My guess is it was spun at just the right speed to "stop" at the 12'o (effectively no "moment" around the axle), and there was enough friction in the system to hold it there.

Two questions: 1, When you "re-balanced" without the wheel-only weight and found that you needed more weight, did you re-position the tire so the light dot was at the true "heavy spot" of the rim? Or did you leave the dot at the valve?

2. Does any of this really prove the initial post "wrong"?
 
i left it there. yeah what would have happened had i put the dot where the light spot on the rim was? considering that the tire in questions has the real light spot close to 45 degrees from it?
 
elskipador said:
i left it there. yeah what would have happened had i put the dot where the light spot on the rim was? considering that the tire in questions has the real light spot close to 45 degrees from it?

I don't know, that's why I'm asking.

Unless I missed something, that was the original point of the original post.
 
bxr140 said:
Unless I missed something.
yeah the fact that the little yellow dot isn't always the lightest spot.
 
skipzilla-

it would really have helped your argument out a lot more if your example illustrated something other than the limitations of you balancing technique.
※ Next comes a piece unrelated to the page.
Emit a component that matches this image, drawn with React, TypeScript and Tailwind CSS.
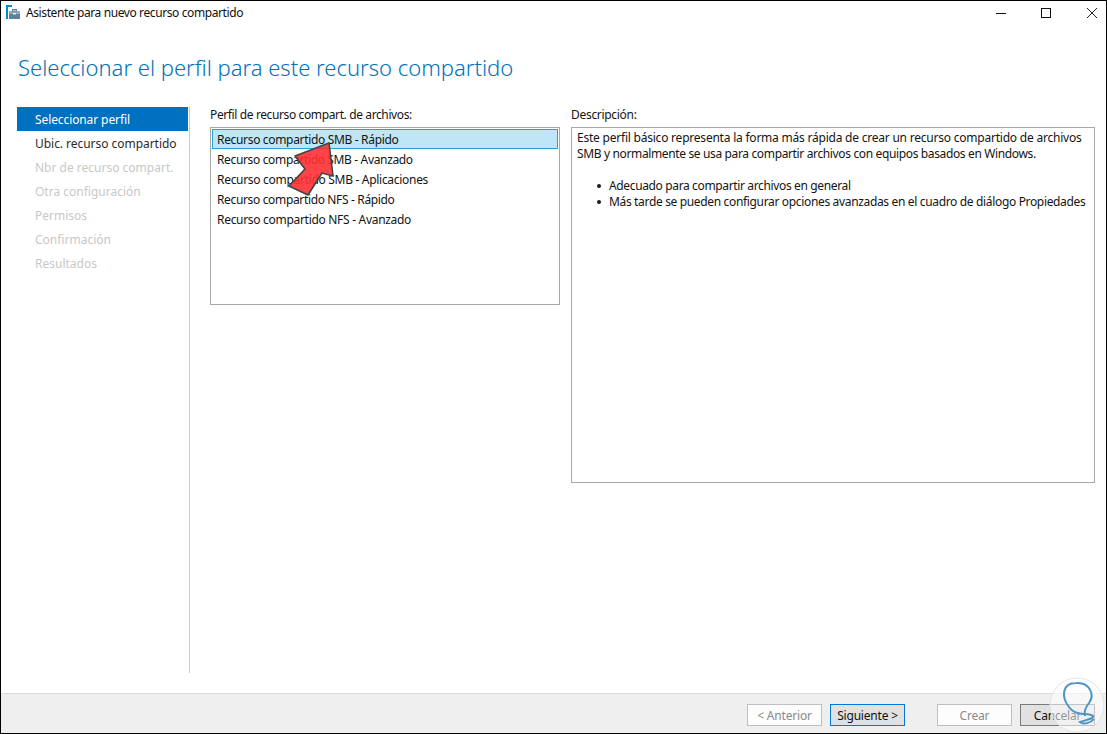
const ui = { fontFamily: '"Noto Sans", sans-serif' };

function Btn({ label, kind }: { label: string; kind: "off" | "primary" | "normal" }) {
  const cls =
    kind === "off"
      ? "border-[#bfbfbf] bg-[#fdfdfd] text-[#8a8a8a]"
      : kind === "primary"
        ? "border-[#0078d7] bg-[#e1e1e1] text-[#111]"
        : "border-[#7a7a7a] bg-[#e1e1e1] text-[#111]";
  return (
    <div className={`w-[75px] h-[22px] pt-[1px] border flex items-center justify-center text-[12px] tracking-[-0.2px] ${cls}`}>{label}</div>
  );
}

function Dot() {
  return (
    <span className="w-[32px] flex justify-end items-center pr-[8px]">
      <span className="w-[4px] h-[4px] rounded-full bg-[#1a1a1a]" />
    </span>
  );
}

export default function App() {
  const steps = [
    ["Seleccionar perfil", "bg-[#0070c0] text-white tracking-[-0.1px]"],
    ["Ubic. recurso compartido", "text-[#2b2b2b] tracking-[-0.04px]"],
    ["Nbr de recurso compart.", "text-[#c8c8c8]"],
    ["Otra configuración", "text-[#c8c8c8]"],
    ["Permisos", "text-[#c8c8c8]"],
    ["Confirmación", "text-[#c8c8c8]"],
    ["Resultados", "text-[#c8c8c8]"],
  ];
  const items = [
    ["Recurso compartido SMB - Avanzado", "tracking-[-0.35px]"],
    ["Recurso compartido SMB - Aplicaciones", "tracking-[-0.3px]"],
    ["Recurso compartido NFS - Rápido", "tracking-[-0.35px]"],
    ["Recurso compartido NFS - Avanzado", "tracking-[-0.3px]"],
  ];
  return (
    <div style={ui} className="relative w-[1107px] h-[734px] overflow-hidden bg-white border border-black flex flex-col text-[12px] text-[#141414]">
      <div className="h-[25px] shrink-0 flex items-center pl-[5px] pb-[2px]">
        <svg width="15" height="15" viewBox="0 0 15 15" className="mr-[5px]">
          <rect x="0" y="0" width="6" height="2" fill="#0a87d0" />
          <rect x="0" y="0" width="2" height="14" fill="#0a87d0" />
          <rect x="3" y="9" width="11" height="5" fill="#5f829b" />
          <rect x="3" y="6" width="11" height="3" fill="#8fa9ba" />
          <rect x="6.5" y="4.5" width="4" height="1.5" fill="none" stroke="#5f829b" />
          <rect x="7" y="8" width="3" height="1.5" fill="#e8eef2" />
        </svg>
        <span className="text-[#111] tracking-[-0.4px]">Asistente para nuevo recurso compartido</span>
        <div className="ml-auto flex items-center">
          <svg width="12" height="12" viewBox="0 0 12 12" className="mr-[33px]"><path d="M1 6.5h10" stroke="#111" /></svg>
          <svg width="12" height="12" viewBox="0 0 12 12" className="mr-[34px]"><rect x="1.5" y="1.5" width="9" height="9" fill="none" stroke="#111" /></svg>
          <svg width="12" height="12" viewBox="0 0 12 12" className="mr-[8px]"><path d="M1 1l10 10M11 1L1 11" stroke="#222" /></svg>
        </div>
      </div>
      <h1 className="h-[81px] shrink-0 pl-[17px] pt-[25px] text-[22px] font-light leading-[32px] text-[#0072bc]">
        Seleccionar el perfil para este recurso compartido
      </h1>
      <div className="flex flex-1 min-h-0 pl-[16px] pr-[11px]">
        <div className="w-[173px] shrink-0 h-[566px] border-r border-[#c8c8c8] flex flex-col">
          {steps.map(([s, c]) => (
            <div key={s} className={`h-[24px] w-[171px] shrink-0 flex items-center pl-[18px] pt-[2px] ${c}`}>{s}</div>
          ))}
        </div>
        <div className="ml-[20px] w-[350px] shrink-0 flex flex-col">
          <div className="h-[20px] flex items-start leading-[16px] tracking-[-0.38px]">Perfil de recurso compart. de archivos:</div>
          <div className="h-[178px] border border-[#a8a8a8] p-px flex flex-col">
            <div className="h-[20px] border border-[#26a0da] bg-[#bee6f5] pl-[4px] pt-[2px] flex items-center tracking-[-0.33px]">Recurso compartido SMB - Rápido</div>
            {items.map(([t, c]) => (
              <div key={t} className={`h-[20px] pl-[5px] pt-[2px] flex items-center ${c}`}>{t}</div>
            ))}
          </div>
        </div>
        <div className="ml-[11px] flex-1 flex flex-col">
          <div className="h-[20px] leading-[16px] tracking-[-0.3px]">Descripción:</div>
          <div className="h-[356px] border border-[#a8a8a8] px-[5px] pt-[2px] leading-[16px] whitespace-nowrap">
            <p className="tracking-[-0.22px]">Este perfil básico representa la forma más rápida de crear un recurso compartido de archivos</p>
            <p className="tracking-[-0.36px]">SMB y normalmente se usa para compartir archivos con equipos basados en Windows.</p>
            <ul className="mt-[16px]">
              <li className="flex tracking-[-0.36px]"><Dot />Adecuado para compartir archivos en general</li>
              <li className="flex tracking-[-0.34px]"><Dot />Más tarde se pueden configurar opciones avanzadas en el cuadro de diálogo Propiedades</li>
            </ul>
          </div>
        </div>
      </div>
      <div className="h-[40px] shrink-0 bg-[#efefef] border-t border-[#dcdcdc] flex items-start pt-[10px] justify-end pr-[11px]">
        <Btn label="< Anterior" kind="off" />
        <div className="w-[8px]" />
        <Btn label="Siguiente >" kind="primary" />
        <div className="w-[32px]" />
        <Btn label="Crear" kind="off" />
        <div className="w-[8px]" />
        <Btn label="Cancelar" kind="normal" />
      </div>
      <svg width="64" height="64" viewBox="0 0 64 64" className="absolute left-[278px] top-[133px]">
        <path d="M50 9 L16 22 L26 35 L10 52 L29 61 L43 39 L54 42 Z" fill="#ff2f33" fillOpacity="0.9" stroke="#444" strokeWidth="1.6" strokeLinejoin="round" />
      </svg>
      <svg width="60" height="59" viewBox="0 0 60 59" className="absolute left-[1046px] top-[674px]">
        <circle cx="30" cy="30" r="27" fill="#fff" fillOpacity="0.55" stroke="#dfe6ea" />
        <path d="M31 38 C27 37 24 35 22 32 C14 22 15 8 29 8 C43 7 48 20 42 28 C38 33 37 37 38 41" fill="none" stroke="#4c94c4" strokeWidth="2" />
        <path d="M31 38 C36 40 42 38 46 41 C47 44 38 45 33 47 C36 50 44 48 47 44" fill="none" stroke="#4c94c4" strokeWidth="2" />
      </svg>
    </div>
  );
}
1. assuming that the minimum balancing unit to be 7 grams is downright comical given the level precision we are talking about in this thread.

2. i'll be the first one to admit that you are probably exeptional at predicting the approximate location of a balancing weight and it's approximate mass, but you are not not nearly as precise as would be required for your example to have that much merit (especially combined with point #1)

a dynamic balance, computer postitioning, and weights at least down to the gram would do the trick. oh wait, you guys don't do that! that means that you are doing a 'good enough' job. i wonder if this is createing most of the problems that you keep talking about? or is it the fact that you can't keep the tire from slipping on the rim? it's a bit of both of course.

now, with regard to your other points regarding 15 degrees of spin not being enough to show what really happens to a balanced wheel when the tire spins. i used 15 degrees since it would give some good mixed expressions and odd degreees. of course, we know without thinking what happens at 180 degrees of spin. don't we? i figured that you may be a little out of practice with the rudementary arithmatic so i even posted a graph and the equation in a prior post:
tirespinmath.gif

tirespin.gif



without focusing at all on the other foolishness that you may want to consider removing (kinda makes you sound silly), we come to this statement:

elskipador said:
yeah, the fact that the little yellow dot isn't always the lightest spot.

this being the case, of course, and you knowing this, you still felt the urgent need to come down on my post about basic backyard tire balancing? so what was the point? really?

your point was, not that what i said was wrong, but that you were jeolous that i posted something like that before you and for that you tried to bring me down. that is truely low.

re-read this whole thread. you deserve us all an apology.
 
Pete: Your'e a self appointed expert. Skippy is paid to be one. Guess who I want working on my bike.